Controversy covered in ‘Small Box’


“Small Box,” a one-act opera premiering at 7 p.m. Saturday in the Buskirk-Chumley Theater, will present a look at life on death row.

The librettist, Bruce Pearson, relied on his 20 years of experience as a volunteer teacher in a death row unit in a South Carolina prison to create a personal and genuine production.

“It’s set in the visitors’ room in the death row unit in South Kentexiana, which is a fictional place, but familiar nonetheless,” Pearson said. “Everything in the drama is based on things either I have seen myself or heard from others who were present.”

The production has been a speedy collaboration of current IU students, alums and Bloomington residents.

In looking for a composer, Pearson connected with Herman Whitfield III, an IU alumnus living in Indianapolis, and a few months ago was introduced to graduate student Lesley Delk, the show’s stage director.

“I read Bruce’s libretto, and I thought it was something that sounded like an interesting project,” Delk said. “I was interested because it didn’t preach one point of view over another. It just simply is a psychological human drama, and I think that it gives people something to think about, whether they are in favor of the death penalty or opposed to it, or even just indifferent or neutral to the subject.”

Delk said the show allows people to consider how they are affected by society’s widespread influence.

“I don’t think of it as being a political work,” he said, though the opera addresses controversial issues. “I think of it more as being very humane, very much about individuals – eight individuals who in their own way are coping with a very difficult situation.”

In choosing to make an opera out of his work, Pearson also intends to bring human emotion to the topic.

“Music can bring out the emotions that are part of human life in a way that spoken drama can’t,” Pearson said.

The production includes a live orchestra, many of whom are IU alumni, Pearson said.
Because of a tight rehearsal schedule, Pearson only recently had the opportunity to hear the live accompaniment.

“It just blew me away – when you hear the whole orchestra, the music is so well suited to the emotional impact of people facing a life-and-death situation,” he said.
Both Pearson and Delk praised the cast for the work they have done on this production.

“I am just pleased and honored to be working with them,” Delk said. “That makes it very much worthwhile to me.”

Senior Lisa Runion plays Ms.
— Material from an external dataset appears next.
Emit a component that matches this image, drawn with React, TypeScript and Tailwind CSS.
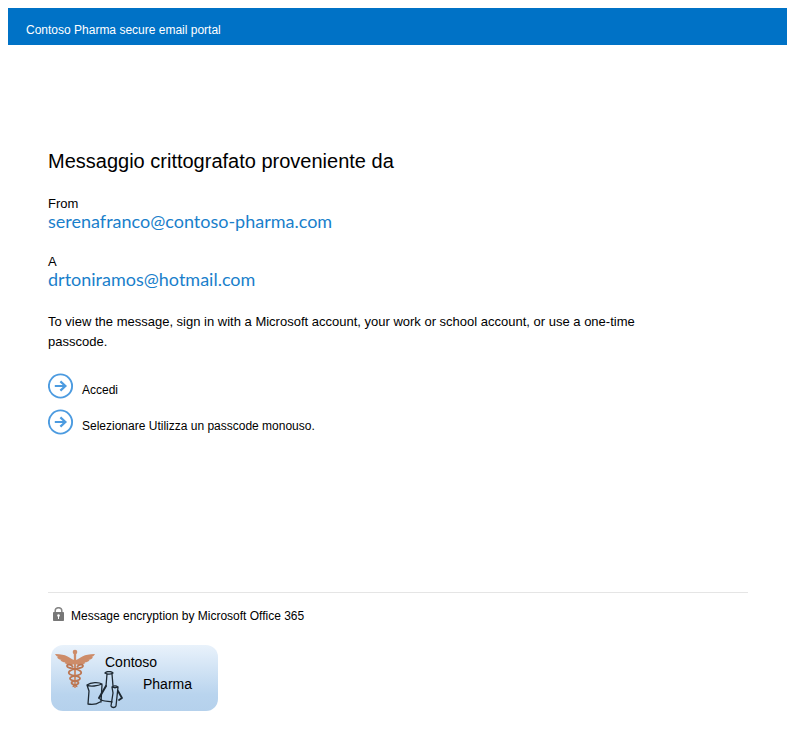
import React from "react";

function ArrowIcon() {
  return (
    <svg width="26" height="26" viewBox="0 0 26 26" fill="none" stroke="#4c9be0" aria-hidden="true" className="shrink-0">
      <circle cx="12.500" cy="13" r="11.600" strokeWidth="1.900" />
      <path d="M6.800 13H17.600M12.400 8.400L17.400 13l-5 4.600" strokeWidth="2.200" />
    </svg>
  );
}

function LockIcon() {
  return (
    <svg width="11" height="14" viewBox="0 0 11 14" aria-hidden="true" className="mb-1 shrink-0">
      <path d="M2.200 6V3.800a3.300 3.100 0 0 1 6.600 0V6" fill="none" stroke="#858585" strokeWidth="1.500" />
      <rect x="0" y="5" width="11" height="9" rx="0.800" fill="#777" />
      <circle cx="5.500" cy="8.600" r="1.300" fill="#fff" />
      <path d="M5 8.500h1v3.500H5z" fill="#fff" />
    </svg>
  );
}

function Caduceus() {
  return (
    <svg width="40" height="40" viewBox="0 0 40 40" aria-hidden="true">
      <g fill="#cd8c69">
        <path d="M19 11C14 9 12 5 0 5c1 2 2.500 2.800 3.500 3-.8.2-1 .2-1.500.2 1.200 2 3 2.500 4.500 2.600l-1 .5c1.500 1.900 3.500 2.200 5 2l-1 .8c3 2 7.500 2.800 9.500 1z" />
        <path d="M21 11C26 9 28 5 40 5c-1 2-2.500 2.800-3.500 3 .8.2 1 .2 1.500.2-1.200 2-3 2.500-4.500 2.600l1 .5c-1.500 1.900-3.500 2.200-5 2l1 .8c-3 2-7.500 2.800-9.500 1z" />
        <circle cx="20" cy="3" r="2.300" />
        <path d="M18.800 4h2.400l-.4 35h-1.600z" />
      </g>
      <g fill="none" stroke="#bc7652" strokeWidth="1.800">
        <path d="M18 18c-2-3-6-3-6-1s4 2 8 3 7 2 6 4.500-11 2-11 5 9 2 8.500 4.500-6 1.500-5 4" />
        <path d="M22 18c2-3 6-3 6-1s-4 2-8 3-7 2-6 4.500 11 2 11 5-9 2-8.500 4.500 6 1.500 5 4" />
      </g>
    </svg>
  );
}

function Glassware() {
  return (
    <svg width="38" height="38" viewBox="0 0 38 38" fill="none" stroke="#1e2932" strokeWidth="1.300" strokeLinecap="round" strokeLinejoin="round" aria-hidden="true">
      <path d="M1 14c4-3 12-3 15-1-4 2-12 3-15 1l2 6-1 13M16 14l-1 17M2 33c5 1 9 0 12-2" />
      <path d="M19 2c2-2 6-2 8 0-2 1.500-6 1.500-8 0l2 1-1 12" />
      <path d="M20 15l-7 12" strokeWidth="2" />
      <path d="M14 28c1 2 5 2 12 3M26 3l1 12" />
      <path d="M26 16c2-1.500 4-1.500 6 0-2 1-4 1-6 0l1 6-2 13c1 2 4 2 5 0l2-19" />
      <path d="M32 20l4 7-3 2" strokeWidth="1.800" />
    </svg>
  );
}

function Party({ label, address }: { label: string; address: string }) {
  return (
    <div>
      <p className="text-[13px] leading-4">{label}</p>
      <a href={"mailto:" + address} className="block font-['Lato',sans-serif] text-[18px] leading-[18px] text-[#1a7fcb]">
        {address}
      </a>
    </div>
  );
}

function Option({ children }: { children: React.ReactNode }) {
  return (
    <a href="#" className="flex items-center gap-2 text-[12px] leading-4">
      <ArrowIcon />
      <span className="pt-2">{children}</span>
    </a>
  );
}

export default function App() {
  return (
    <div className="bg-white p-2 font-['Liberation_Sans',Arial,sans-serif] text-black">
      <header className="bg-[#0072c6] px-[18px] pt-3.5 pb-[7px] text-[12px] leading-4 text-white">
        Contoso Pharma secure email portal
      </header>

      <main className="px-10 pt-[102px]">
        <h1 className="text-[20px] leading-7">Messaggio crittografato proveniente da</h1>
        <div className="mt-[21px] flex flex-col gap-6">
          <Party label="From" address="serenafranco@contoso-pharma.com" />
          <Party label="A" address="drtoniramos@hotmail.com" />
        </div>
        <p className="mt-6 max-w-[600px] text-[13px] leading-5">
          To view the message, sign in with a Microsoft account, your work or school account, or use a one-time passcode.
        </p>
        <nav className="mt-[21px] flex flex-col items-start gap-2.5">
          <Option>Accedi</Option>
          <Option>Selezionare Utilizza un passcode monouso.</Option>
        </nav>
      </main>

      <footer className="mt-[157px] mr-[39px] ml-10 border-t border-[#e5e5e5] pt-3.5">
        <div className="flex items-center gap-[7px] pl-[5px] text-[12px] leading-4">
          <LockIcon />
          <span>Message encryption by Microsoft Office 365</span>
        </div>
        <div className="mt-5 ml-[3px] flex h-[66px] w-[167px] rounded-xl bg-linear-to-b from-[#e9f2fb] via-[#b9d4ee] via-75% to-[#b5d1ec] text-[14px] leading-[22px]">
          <div className="relative w-[54px] pt-1 pl-1">
            <Caduceus />
            <div className="absolute top-[26px] left-[35px]">
              <Glassware />
            </div>
          </div>
          <div className="pt-1.5">
            <p>Contoso</p>
            <p className="pl-[38px]">Pharma</p>
          </div>
        </div>
      </footer>
    </div>
  );
}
Prentice in the production, an attorney for one of the inmates.

Runion said she appreciates that Pearson is available to speak with the cast about the real-life characters their roles are based on.

“The impression I got from my character is that she really wants to help people because she is very optimistic and she feels she can make a difference with these people,” Runion said. “But then there are hints in the show where she is starting to get pulled in the system herself and gets lost in the bureaucracy of it.”

Saturday marks Runion’s debut performance in an opera.

“I was very happy when I got this,” she said. “They pulled us out of cattle calls – it’s a nice surprise.”

Overall, Pearson says he hopes viewers will leave with a broadened perspective.

“One of the strange things about a death row unit is that even though people are under a death sentence, there is a long, drawn-out appeals process, and in the meantime, you carry on, you just live a normal life in so far as possible,” Pearson said.